How Long Do I Have to File a Personal Injury Claim in GA?

Statutes of limitations are a legally set time period in which you must bring your personal injury claim for it to be heard by the court. The statute of limitations deadline exists on almost every civil claim and criminal offense, with the exceptions being homicide and tax fraud. That means that every single legal action has a ticking time limit within which you must bring your claim. If you think you have an accident or injury claim, contact a North Georgia injury attorney today who can advise you of your deadline to bring a claim.

Timeframe for Injury Claims

Georgia has a statute of limitations of two years to bring a personal injury claim from the date of the injury. That means that if you do not negotiate a settlement directly with the insurance company within two years, you must file your claim with the relevant court within that two-year time period, or the court will dismiss your case.

This statute of limitations applies to all personal injury lawsuits in the state based on negligence or intentional torts. Thus, to recover the financial compensation you’re entitled to from a tortious action that led to your injuries, it is best to obtain legal help sooner than later in order to make sure your claim is filed prior to the two-year deadline.

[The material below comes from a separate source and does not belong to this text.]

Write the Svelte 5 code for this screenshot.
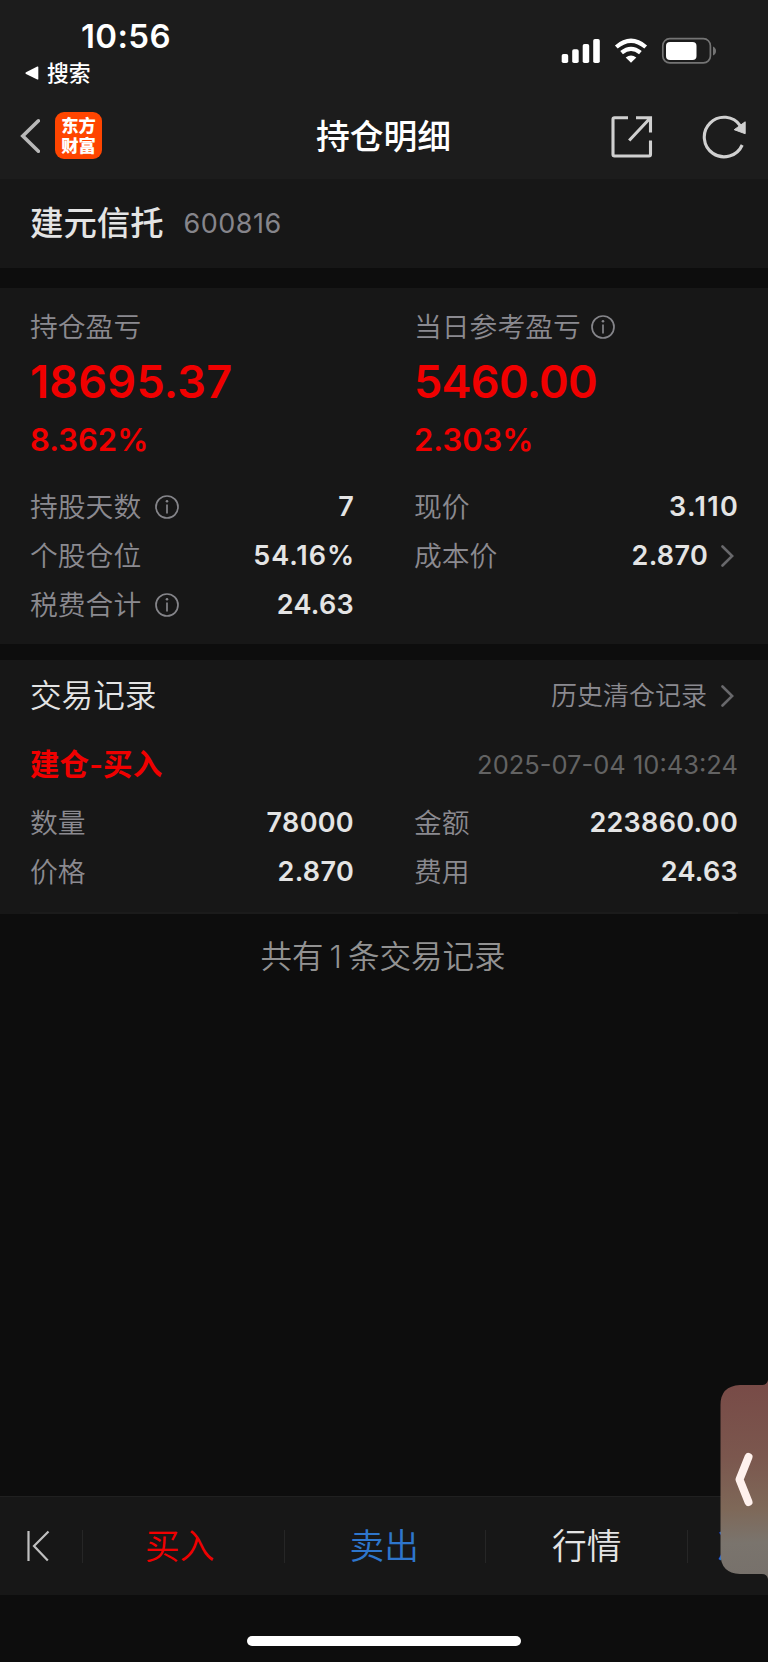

On the other hand, if you were injured by a government agency, you may have an even shorter time to bring a claim. Government agencies have much shorter deadlines.  The government agency often is entitled to six to twelve-month “ante litem notice” which you must timely provide in order to file your claim against them. So, if you were injured at the hands of an official of a governmental agency, you must file your claim even more promptly.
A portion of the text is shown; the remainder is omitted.